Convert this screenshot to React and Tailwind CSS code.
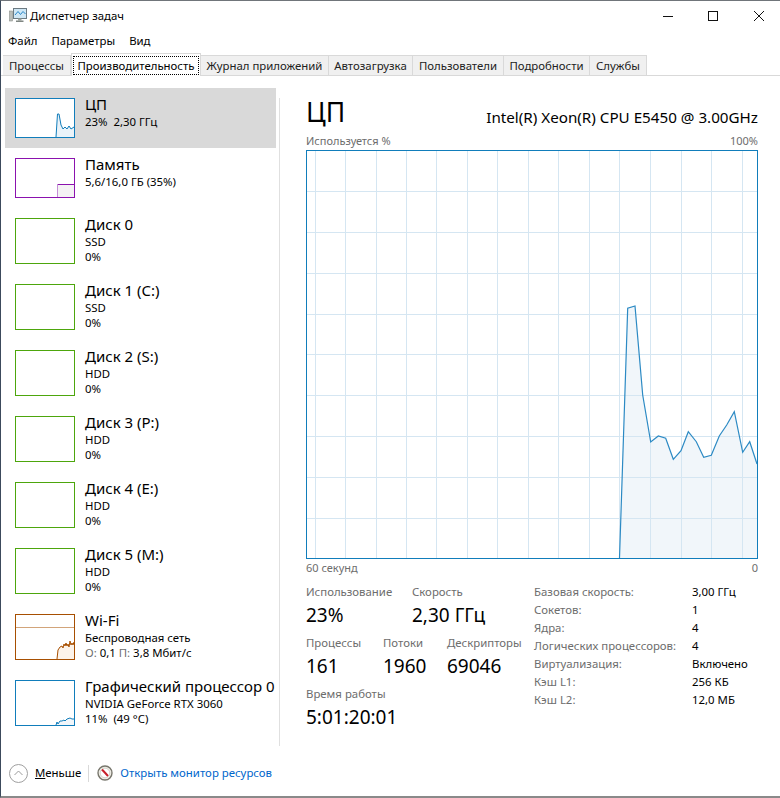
import React from "react";

const tabs = [
  { title: "Процессы", w: "w-[68px]" },
  { title: "Производительность", w: "w-[130px]", active: true },
  { title: "Журнал приложений", w: "w-[128px]" },
  { title: "Автозагрузка", w: "w-[84px]" },
  { title: "Пользователи", w: "w-[91px]" },
  { title: "Подробности", w: "w-[86px]" },
  { title: "Службы", w: "w-[57px]" },
];

const BLUE = "#117dbb";
const PURPLE = "#8b12ae";
const ORANGE = "#a74f01";

// миниатюры графиков в левой колонке
const CpuThumb = () => (
  <svg width="58" height="38" className="block">
    <path d="M40 38 L41.5 15 L43 15 L45 26 L47 30 L49 28 L51 30 L53 27 L55 30 L58 28 L58 38 Z" fill="#eaf3f9" stroke="none" />
    <path d="M40 38 L41.5 15 L43 15 L45 26 L47 30 L49 28 L51 30 L53 27 L55 30 L58 28" fill="none" stroke={BLUE} strokeWidth="1" />
  </svg>
);

const MemThumb = () => (
  <svg width="58" height="38" className="block">
    <rect x="41" y="25" width="17" height="13" fill="#f4f2f4" />
    <line x1="41" y1="25.5" x2="58" y2="25.5" stroke={PURPLE} strokeWidth="1" />
    <line x1="41.5" y1="25" x2="41.5" y2="38" stroke="#c48fd6" strokeWidth="1" />
  </svg>
);

const WifiThumb = () => (
  <svg width="58" height="44" className="block">
    <line x1="0" y1="12.5" x2="58" y2="12.5" stroke="#d2a47a" strokeWidth="1" />
    <path d="M41 44 L42 35 L44 32 L46 31 L47 33 L48 29 L49 31 L50 28 L51 31 L52 29 L53 32 L54 26 L55 30 L56 28 L57 30 L58 27 L58 44 Z" fill="#fcf3ea" stroke="none" />
    <path d="M41 44 L42 35 L44 32 L46 31 L47 33 L48 29 L49 31 L50 28 L51 31 L52 29 L53 32 L54 26 L55 30 L56 28 L57 30 L58 27" fill="none" stroke={ORANGE} strokeWidth="1" />
  </svg>
);

const GpuThumb = () => (
  <svg width="58" height="44" className="block">
    <path d="M40 44 L41 41 L42 43 L44 40 L46 40 L48 39 L49 40 L51 38 L54 37 L56 38 L58 38 L58 44 Z" fill="#f1f6fa" stroke="none" />
    <path d="M40 44 L41 41 L42 43 L44 40 L46 40 L48 39 L49 40 L51 38 L54 37 L56 38 L58 38" fill="none" stroke={BLUE} strokeWidth="1" />
  </svg>
);

const sideItems = [
  { name: "ЦП", lines: ["23%  2,30 ГГц"], color: "border-[#117dbb]", h: "h-10", thumb: <CpuThumb />, active: true, rowH: "h-[60px]" },
  { name: "Память", lines: ["5,6/16,0 ГБ (35%)"], color: "border-[#8b12ae]", h: "h-10", thumb: <MemThumb />, rowH: "h-[60px]" },
  { name: "Диск 0", lines: ["SSD", "0%"], color: "border-[#4da60c]", h: "h-[46px]", rowH: "h-[66px]" },
  { name: "Диск 1 (C:)", lines: ["SSD", "0%"], color: "border-[#4da60c]", h: "h-[46px]", rowH: "h-[66px]" },
  { name: "Диск 2 (S:)", lines: ["HDD", "0%"], color: "border-[#4da60c]", h: "h-[46px]", rowH: "h-[66px]" },
  { name: "Диск 3 (P:)", lines: ["HDD", "0%"], color: "border-[#4da60c]", h: "h-[46px]", rowH: "h-[66px]" },
  { name: "Диск 4 (E:)", lines: ["HDD", "0%"], color: "border-[#4da60c]", h: "h-[46px]", rowH: "h-[66px]" },
  { name: "Диск 5 (M:)", lines: ["HDD", "0%"], color: "border-[#4da60c]", h: "h-[46px]", rowH: "h-[66px]" },
  {
    name: "Wi-Fi",
    lines: [
      "Беспроводная сеть",
      <>
        <span className="text-[#6d6d6d]">О:</span> 0,1 <span className="text-[#6d6d6d]">П:</span> 3,8 Мбит/с
      </>,
    ],
    color: "border-[#a74f01]",
    h: "h-[46px]",
    thumb: <WifiThumb />,
    rowH: "h-[66px]",
  },
  { name: "Графический процессор 0", lines: ["NVIDIA GeForce RTX 3060", "11%  (49 °C)"], color: "border-[#117dbb]", h: "h-[46px]", thumb: <GpuThumb />, rowH: "h-[66px]" },
];

const vLines = [8.5, 38.5, 69.5, 99.5, 129.5, 160.5, 190.5, 221.5, 251.5, 282.5, 312.5, 343.5, 374.5, 404.5, 435.5];
const hLines = [40.5, 81.5, 122.5, 163.5, 203.5, 244.5, 285.5, 326.5, 367.5];

const chartPoints = [
  [312.5, 407], [320.7, 157.3], [328, 155], [335.7, 244], [343.7, 291], [351.3, 285], [358.7, 287.3],
  [366.3, 308.3], [374, 299.7], [381.3, 280.7], [389.3, 290.7], [396.7, 306.3], [404.3, 304.3],
  [412.3, 285], [419.7, 274], [427.3, 260.7], [435.7, 301.3], [442.7, 290.7], [450, 313],
];
const linePath = chartPoints.map((p, i) => `${i === 0 ? "M" : "L"}${p[0]} ${p[1]}`).join(" ");

const CpuChart = () => (
  <div className="h-[409px] w-[452px] border border-[#117dbb]">
    <svg width="450" height="407" className="block">
      <path d={`${linePath} L450 407 Z`} fill="#f1f6fa" />
      {vLines.map((x) => (
        <line key={x} x1={x} y1="0" x2={x} y2="407" stroke="#d5e6f2" strokeWidth="1" />
      ))}
      {hLines.map((y) => (
        <line key={y} x1="0" y1={y} x2="450" y2={y} stroke="#d5e6f2" strokeWidth="1" />
      ))}
      <path d={linePath} fill="none" stroke="#2c8ac4" strokeWidth="1.2" />
    </svg>
  </div>
);

const Stat = ({ label, value, className }) => (
  <div className={className}>
    <div className="text-[11.4px] leading-[16px] text-[#6d6d6d]">{label}</div>
    <div className="mt-[3px] text-[19px] leading-[24px] text-black">{value}</div>
  </div>
);

const specs = [
  ["Базовая скорость:", "3,00 ГГц"],
  ["Сокетов:", "1"],
  ["Ядра:", "4"],
  ["Логических процессоров:", "4"],
  ["Виртуализация:", "Включено"],
  ["Кэш L1:", "256 КБ"],
  ["Кэш L2:", "12,0 МБ"],
];

const AppIcon = () => (
  <svg width="18" height="18" viewBox="0 0 18 18" className="block">
    <rect x="0.5" y="5" width="3" height="10" fill="#b9bdb9" stroke="#8a8f8a" strokeWidth="0.6" />
    <rect x="4.5" y="2.5" width="13" height="10" fill="#cfe7f5" stroke="#6c7a82" strokeWidth="1" />
    <path d="M6 9 L9 5.5 L11.5 8.5 L14 5.5 L16.5 8" fill="none" stroke="#2b88c8" strokeWidth="1" />
    <rect x="9" y="12.5" width="3.5" height="2" fill="#9aa19c" />
    <rect x="7" y="14.5" width="7.5" height="1.5" fill="#7f8682" />
  </svg>
);

const ResmonIcon = () => (
  <svg width="16" height="16" viewBox="0 0 16 16" className="block">
    <circle cx="8" cy="8" r="7" fill="#f1efe8" stroke="#77766c" strokeWidth="1.4" />
    <circle cx="8" cy="8" r="4.8" fill="#fff" stroke="#bdbcb2" strokeWidth="0.6" />
    <path d="M5 4.5 L11 11" stroke="#c8202a" strokeWidth="2" />
  </svg>
);

const App = () => {
  return (
    <div
      className="flex h-[798px] w-[780px] flex-col overflow-hidden border-t border-l border-b-2 border-t-[#70757a] border-l-[#3c4a5c] border-b-[#8a8a8a] bg-white text-[11.4px] text-black"
      style={{ fontFamily: '"Noto Sans", sans-serif' }}
    >
      {/* заголовок */}
      <div className="flex h-[29px] flex-none items-center">
        <div className="ml-[8px] flex items-center gap-[3px]">
          <AppIcon />
          <span className="mt-[1px]">Диспетчер задач</span>
        </div>
        <div className="mr-[16px] ml-auto flex items-center">
          <svg width="10" height="10" viewBox="0 0 10 10" className="block">
            <path d="M0 5.5 H10" stroke="#111" strokeWidth="1" />
          </svg>
          <svg width="10" height="10" viewBox="0 0 10 10" className="ml-[35px] block">
            <rect x="0.5" y="0.5" width="9" height="9" fill="none" stroke="#111" strokeWidth="1" />
          </svg>
          <svg width="10" height="10" viewBox="0 0 10 10" className="ml-[36px] block">
            <path d="M0 0 L10 10 M10 0 L0 10" stroke="#111" strokeWidth="1" />
          </svg>
        </div>
      </div>

      {/* меню */}
      <div className="flex h-[21px] flex-none items-center gap-[14px] pl-[7px]">
        <span>Файл</span>
        <span>Параметры</span>
        <span>Вид</span>
      </div>

      {/* вкладки */}
      <div className="flex h-[25px] flex-none items-end border-b border-[#d9d9d9] pl-[2px]">
        {tabs.map((t) =>
          t.active ? (
            <div key={t.title} className={`z-10 -mb-px flex h-[23px] items-center border border-b-0 border-[#d9d9d9] bg-white px-[1px] ${t.w}`}>
              <span className="flex-1 border border-dotted border-black text-center leading-[17px]">{t.title}</span>
            </div>
          ) : (
            <div key={t.title} className={`flex h-[20px] items-center justify-center border-t border-r border-[#d9d9d9] bg-[#f0f0f0] text-[#222] ${t.w}`}>
              {t.title}
            </div>
          )
        )}
      </div>

      {/* основная часть */}
      <div className="flex min-h-0 flex-1">
        <div className="flex w-[278px] flex-none flex-col pt-[12px] pl-[4px]">
          {sideItems.map((item) => (
            <div
              key={item.name}
              className={`flex w-[271px] gap-[10px] pt-[10px] pl-[10px] ${item.rowH} ${item.active ? "bg-[#d9d9d9]" : ""}`}
            >
              <div className={`w-[60px] flex-none border bg-white ${item.color} ${item.h}`}>{item.thumb}</div>
              <div className="-mt-[3px]">
                <div className="text-[15px] leading-[19px] whitespace-nowrap">{item.name}</div>
                {item.lines.map((line, i) => (
                  <div key={i} className="text-[11.4px] leading-[15px] whitespace-pre">
                    {line}
                  </div>
                ))}
              </div>
            </div>
          ))}
        </div>

        <div className="mt-[22px] flex flex-1 border-l border-[#e0e0e0]">
          <div className="-mt-[22px] flex flex-1 flex-col pl-[26px]">
            <div className="flex h-[52px] w-[452px] items-end justify-between">
              <span className="text-[26.6px] leading-[32px]">ЦП</span>
              <span className="text-[15.2px] leading-[22px]">Intel(R) Xeon(R) CPU E5450 @ 3.00GHz</span>
            </div>
            <div className="flex h-[22px] w-[452px] items-center justify-between pt-[4px] text-[11px] text-[#6d6d6d]">
              <span>Используется %</span>
              <span>100%</span>
            </div>
            <CpuChart />
            <div className="flex h-[18px] w-[452px] items-center justify-between text-[11px] text-[#6d6d6d]">
              <span>60 секунд</span>
              <span>0</span>
            </div>

            <div className="mt-[7px] flex">
              <div className="w-[228px]">
                <div className="flex">
                  <Stat label="Использование" value="23%" className="w-[106px]" />
                  <Stat label="Скорость" value="2,30 ГГц" />
                </div>
                <div className="mt-[8px] flex">
                  <Stat label="Процессы" value="161" className="w-[77px]" />
                  <Stat label="Потоки" value="1960" className="w-[64px]" />
                  <Stat label="Дескрипторы" value="69046" />
                </div>
                <Stat label="Время работы" value="5:01:20:01" className="mt-[8px]" />
              </div>
              <div className="-mt-px grid grid-cols-[158px_auto] content-start leading-[18px]">
                {specs.map(([k, v]) => (
                  <React.Fragment key={k}>
                    <span className="text-[#6d6d6d]">{k}</span>
                    <span>{v}</span>
                  </React.Fragment>
                ))}
              </div>
            </div>
          </div>
        </div>
      </div>

      {/* низ окна */}
      <div className="flex h-[50px] flex-none items-center pt-[4px] pl-[8px]">
        <div className="flex h-[19px] w-[19px] items-center justify-center rounded-full border border-[#a0a0a0]">
          <svg width="9" height="6" viewBox="0 0 9 6">
            <path d="M0.5 5 L4.5 1 L8.5 5" fill="none" stroke="#9a9a9a" strokeWidth="1" />
          </svg>
        </div>
        <span className="ml-[7px]">
          <span className="underline">М</span>еньше
        </span>
        <div className="mr-[8px] ml-[7px] h-[17px] w-px bg-[#d9d9d9]" />
        <ResmonIcon />
        <span className="ml-[7px] text-[#0066cc]">Открыть монитор ресурсов</span>
      </div>
    </div>
  );
};

export default App;
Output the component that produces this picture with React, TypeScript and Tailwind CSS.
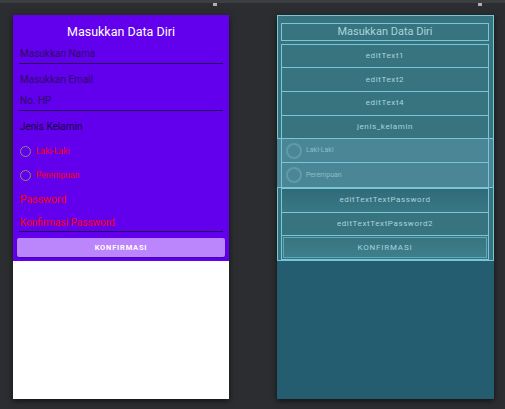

++++++++++++++++++++

What is required — Begin with the first line of the entries above and write out each line exactly, ending with the line containing "import React from". Leave out pictures.

Task solution —
Convert this screenshot to React and Tailwind CSS code.
import React from "react";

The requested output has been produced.